The other thing I see here, and I haven't read the 5e description, but the "hamster ball" thing seems to bare this out...Resilient Sphere is not the same as "Telekinetic Sphere," wherein the encased IS, by definition, floating in the middle of the sphere and thus suffers no impact, from any direction, from the sphere or anything outside of it.

With Resilient sphere, clearly, the "sphere" is falls because the person inside in falling, and pressing against the inside of the sphere in a downward force. That downward force will come to an abrupt end when hitting the ground, receiving an equal and opposite force in an upward direction.

IF we are saying the Resilient sphere is accepting, even negating, the brunt of the HP damage that upward force would instill, the interior being is still being thrown/"bounced" upward (and conceivably all over within the sphere) without the corresponding HP damage (cuz: MAGIC). They can be unconscious or stunned from that "knocking around" inside the solid energy sphere without having actually taken any HP damage from the fall.

But literally just changing directions that suddenly, at that velocity, assuming a rather high cliff, would most likely kill you. If it is damping the inertial force enough to make it not hurt your body *at all*, it is damping it enough that it wouldn't knock you out.

G-forces that don't harm your body noticeably can make some people pass out, but if hat is happening, energy is being transferred from outside to inside the ball. If all Force is magically rerouted around the ball, never touching you inside, you wouldn't even have any sensation of moving. Only way you would pass out is from vertigo or fear.

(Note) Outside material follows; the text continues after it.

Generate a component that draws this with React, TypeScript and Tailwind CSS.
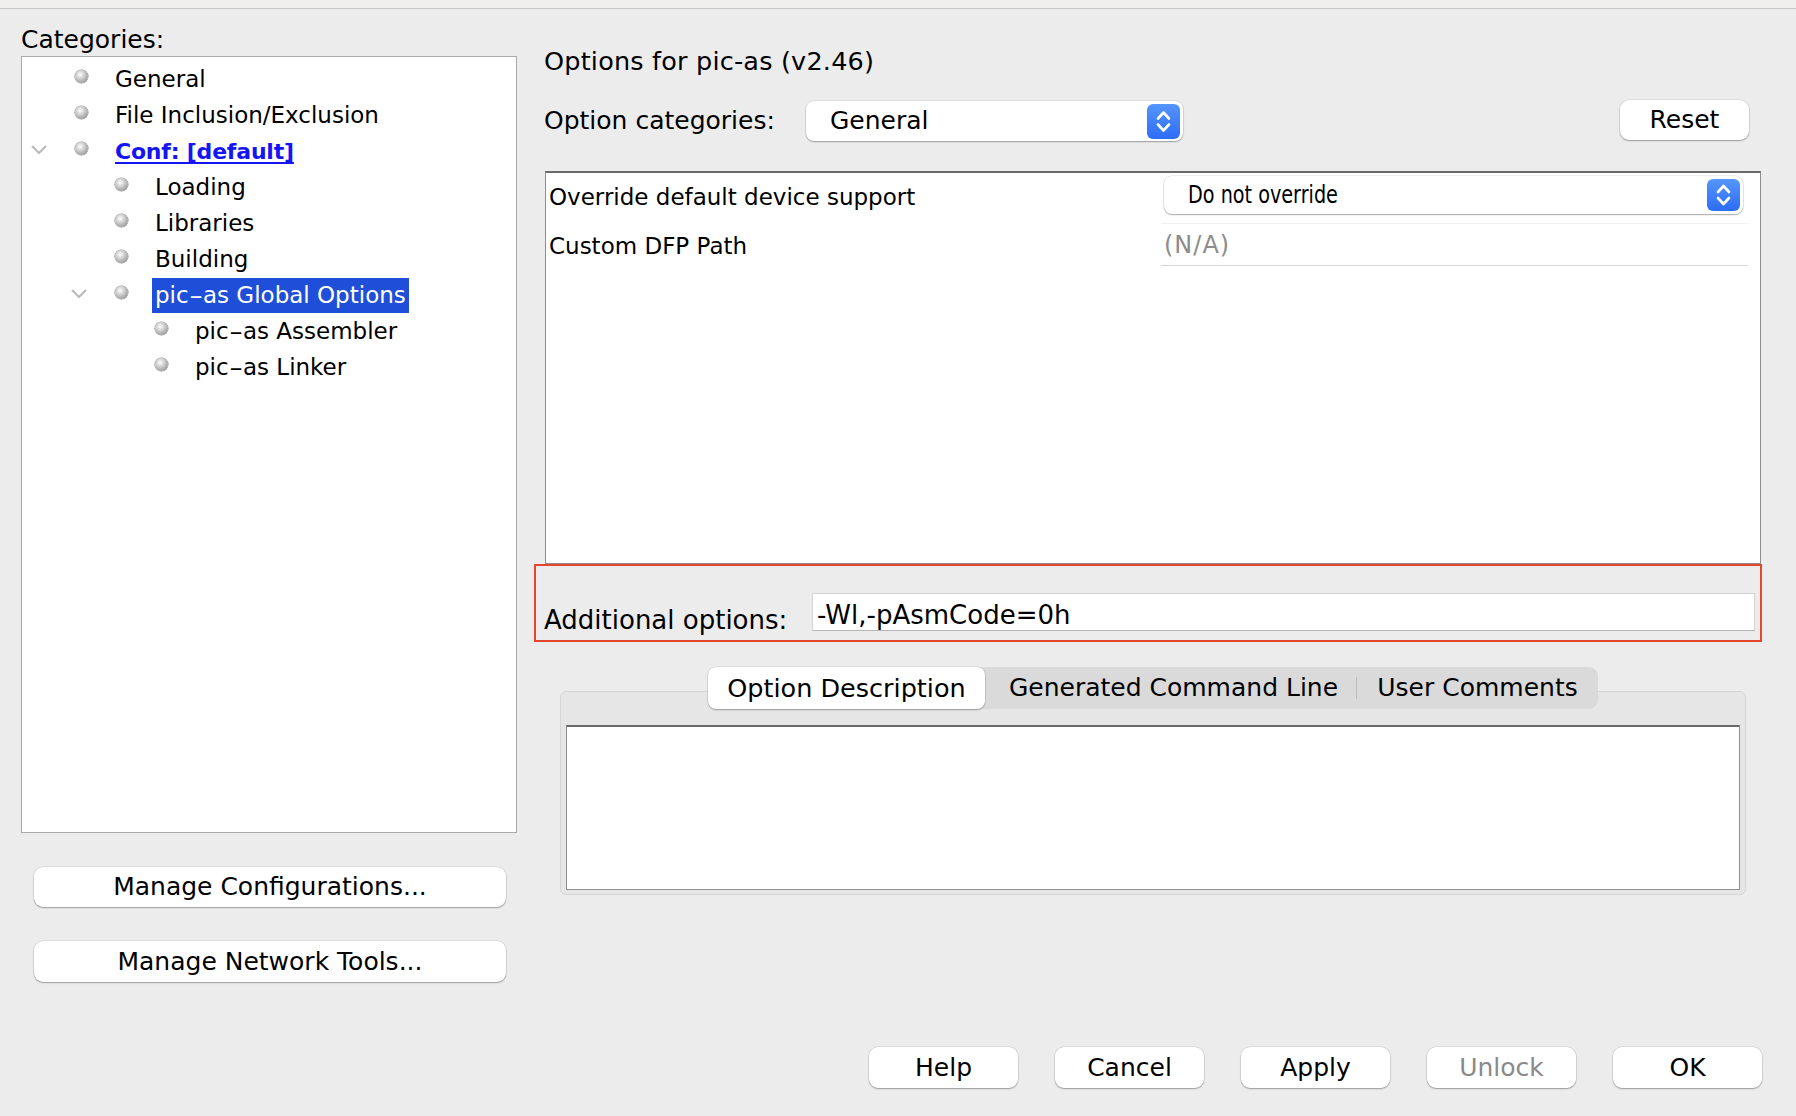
const TREE = [
  { label: "General", level: 0 },
  { label: "File Inclusion/Exclusion", level: 0 },
  { label: "Conf: [default]", level: 0, open: true, link: true },
  { label: "Loading", level: 1 },
  { label: "Libraries", level: 1 },
  { label: "Building", level: 1 },
  { label: "pic-as Global Options", level: 1, open: true, selected: true },
  { label: "pic-as Assembler", level: 2 },
  { label: "pic-as Linker", level: 2 },
];

const indent = ["pl-0", "pl-[40px]", "pl-[80px]"];

// the dash in "pic-as" is drawn wider in the original font
const Label = ({ text }: { text: string }) => {
  if (!text.startsWith("pic-as")) return <>{text}</>;
  return (
    <>
      pic<span className="inline-block mx-[3px] scale-x-[1.7]">-</span>
      {text.slice(4)}
    </>
  );
};

const Bullet = () => (
  <span className="inline-block w-[13px] h-[13px] rounded-full -mt-[6px] bg-[radial-gradient(circle_at_40%_35%,#ffffff_0%,#d0d0d0_35%,#7e7e7e_100%)] shadow-[0_0_0_0.5px_#8a8a8a]" />
);

const Chevron = () => (
  <svg width="18" height="12" viewBox="0 0 18 12" className="-mt-[4px]">
    <polyline points="2,3 9,10 16,3" fill="none" stroke="#b9b9b9" strokeWidth="2" />
  </svg>
);

const Stepper = ({ h }: { h: number }) => (
  <svg width="33" height={h} viewBox={`0 0 33 ${h}`}>
    <defs>
      <linearGradient id={`st${h}`} x1="0" y1="0" x2="0" y2="1">
        <stop offset="0" stopColor="#5595fd" />
        <stop offset="1" stopColor="#2d6cf5" />
      </linearGradient>
    </defs>
    <rect x="0" y="0" width="33" height={h} rx="6" fill={`url(#st${h})`} />
    <path d={`M11 ${h / 2 - 3} L16.5 ${h / 2 - 9} L22 ${h / 2 - 3}`} fill="none" stroke="#fff" strokeWidth="2.6" strokeLinecap="round" strokeLinejoin="round" />
    <path d={`M11 ${h / 2 + 3} L16.5 ${h / 2 + 9} L22 ${h / 2 + 3}`} fill="none" stroke="#fff" strokeWidth="2.6" strokeLinecap="round" strokeLinejoin="round" />
  </svg>
);

const btn =
  "bg-white rounded-[9px] shadow-[0_1px_1.5px_rgba(0,0,0,0.3),0_0_0_0.5px_rgba(0,0,0,0.12)] flex items-center justify-center text-[25px]";

const App = () => {
  return (
    <div className="w-[1796px] h-[1116px] bg-[#ececec] flex flex-col font-['DejaVu_Sans',sans-serif] text-black overflow-hidden">
      <div className="h-[9px] shrink-0 bg-[#f0efee] border-b border-[#c6c6c6]" />

      <div className="flex">
        {/* LEFT: categories */}
        <div className="ml-[21px] w-[496px] flex flex-col">
          <div className="mt-[17px] text-[25px] leading-[28px]">Categories:</div>
          <div className="mt-[2px] h-[777px] border border-[#aaaaaa] bg-white pt-[4px]">
            {TREE.map((t) => (
              <div key={t.label} className={`h-[36px] flex items-center text-[23px] ${indent[t.level]}`}>
                <span className="ml-[8px] w-[18px] flex justify-center">{t.open && <Chevron />}</span>
                <span className="ml-[27px] w-[13px] flex">
                  <Bullet />
                </span>
                {t.link ? (
                  <span className="ml-[27px] font-bold text-[22px] tracking-[-0.2px] text-[#1414f5] underline decoration-2 underline-offset-[3px]">
                    {t.label}
                  </span>
                ) : t.selected ? (
                  <span className="ml-[24px] px-[3px] h-[35px] flex items-center bg-[#1f4fd8] text-white">
                    <Label text={t.label} />
                  </span>
                ) : (
                  <span className="ml-[27px]">
                    <Label text={t.label} />
                  </span>
                )}
              </div>
            ))}
          </div>
          <button className={`mt-[34px] ml-[13px] w-[472px] h-[40px] ${btn}`}>Manage Configurations...</button>
          <button className={`mt-[34px] ml-[13px] w-[472px] h-[41px] ${btn}`}>Manage Network Tools...</button>
        </div>

        {/* RIGHT: options */}
        <div className="ml-[17px] w-[1228px] flex flex-col">
          <div className="mt-[38px] pl-[10px] text-[25.5px] leading-[28px] tracking-[0.2px]">Options for pic-as (v2.46)</div>

          <div className="mt-[26px] h-[40px] flex items-center pl-[10px]">
            <span className="w-[262px] text-[25px]">Option categories:</span>
            <div className="w-[377px] h-[40px] bg-white rounded-[8px] shadow-[0_1px_1.5px_rgba(0,0,0,0.3),0_0_0_0.5px_rgba(0,0,0,0.12)] flex items-center pl-[24px] pr-[3px]">
              <span className="flex-1 text-[25px]">General</span>
              <Stepper h={35} />
            </div>
            <div className="flex-1" />
            <button className={`w-[129px] h-[40px] mr-[13px] -mt-[2px] ${btn}`}>Reset</button>
          </div>

          <div className="mt-[30px] ml-[11px] mr-[1px] h-[393px] bg-white border-x border-b border-[#8e8e8e] border-t-2 border-t-[#6a6a6a]">
            <div className="mt-[3px] h-[38px] flex items-center text-[23px]">
              <span className="pl-[3px] w-[615px] leading-[38px] mt-[4px]">Override default device support</span>
              <div className="ml-[3px] w-[579px] h-[38px] bg-white rounded-[8px] shadow-[0_1px_1.5px_rgba(0,0,0,0.3),0_0_0_0.5px_rgba(0,0,0,0.12)] flex items-center pl-[24px] pr-[3px]">
                <span className="flex-1 text-[24px]">
                  <span className="inline-block scale-x-[0.8] origin-left">Do not override</span>
                </span>
                <Stepper h={32} />
              </div>
            </div>
            <div className="mt-[9px] h-[43px] flex items-center text-[23px]">
              <span className="pl-[3px] w-[615px] leading-[43px] mt-[3px]">Custom DFP Path</span>
              <div className="w-[587px] h-[43px] border-t border-[#f0f0f0] border-b border-b-[#d6d6d6] pl-[3px] flex items-center text-[24px] tracking-[1px] text-[#8c8c8c]">
                (N/A)
              </div>
            </div>
          </div>

          <div className="h-[78px] border-2 border-[#e5452d] flex items-end pl-[8px] pr-[5px] pb-[9px]">
            <span className="w-[268px] text-[26px] leading-[28px] -mb-[3px]">Additional options:</span>
            <div className="flex-1 h-[38px] bg-white border border-[#d4d4d4] border-b-[#b5b5b5] pl-[4px] text-[26px] leading-[42px]">
              -Wl,-pAsmCode=0h
            </div>
          </div>

          <div className="mt-[25px] ml-[26px] w-[1186px] flex flex-col">
            <div className="self-center relative z-10 w-[890px] h-[42px] flex items-center bg-[#dadada] rounded-[9px] text-[25px]">
              <div className="w-[277px] h-full bg-white rounded-[8px] shadow-[0_1px_1.5px_rgba(0,0,0,0.3),0_0_0_0.5px_rgba(0,0,0,0.1)] flex items-center justify-center text-[25.5px]">
                Option Description
              </div>
              <div className="w-[371px] flex justify-center pl-[6px]">Generated Command Line</div>
              <div className="w-px h-[22px] bg-[#bcbcbc]" />
              <div className="flex-1 flex justify-center">User Comments</div>
            </div>
            <div className="-mt-[18px] h-[204px] bg-[#e6e6e6] border border-[#d6d6d6] rounded-[6px] px-[5px] pt-[33px] pb-[4px]">
              <div className="h-full bg-white border border-[#909090] border-t-2 border-t-[#6a6a6a]" />
            </div>
          </div>
        </div>
      </div>

      <div className="flex-1" />

      <div className="flex justify-end gap-[37px] pr-[34px] pb-[28px]">
        <button className={`w-[149px] h-[41px] ${btn}`}>Help</button>
        <button className={`w-[149px] h-[41px] ${btn}`}>Cancel</button>
        <button className={`w-[149px] h-[41px] ${btn}`}>Apply</button>
        <button className={`w-[149px] h-[41px] ${btn} bg-[#f6f6f6] text-[#8a8a8a]`}>Unlock</button>
        <button className={`w-[149px] h-[41px] ${btn}`}>OK</button>
      </div>
    </div>
  );
};

export default App;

As for the hamster ball thing folks keep bringing up, it's magic. Perhaps the spell simply is coded to respond to you stepping forward by rolling the sphere.
 

Ah. I did not go back and read it so I thought it was just damage. I only picked hypnotic pattern because ostensibly one can see through the globe.

Sent from my SAMSUNG-SM-G890A using EN World mobile app
One has to assume visual illusions would still be effective, though, if for no other reason than if the sphere is also in effect giving the occupant immunity to illusions that's a bit much.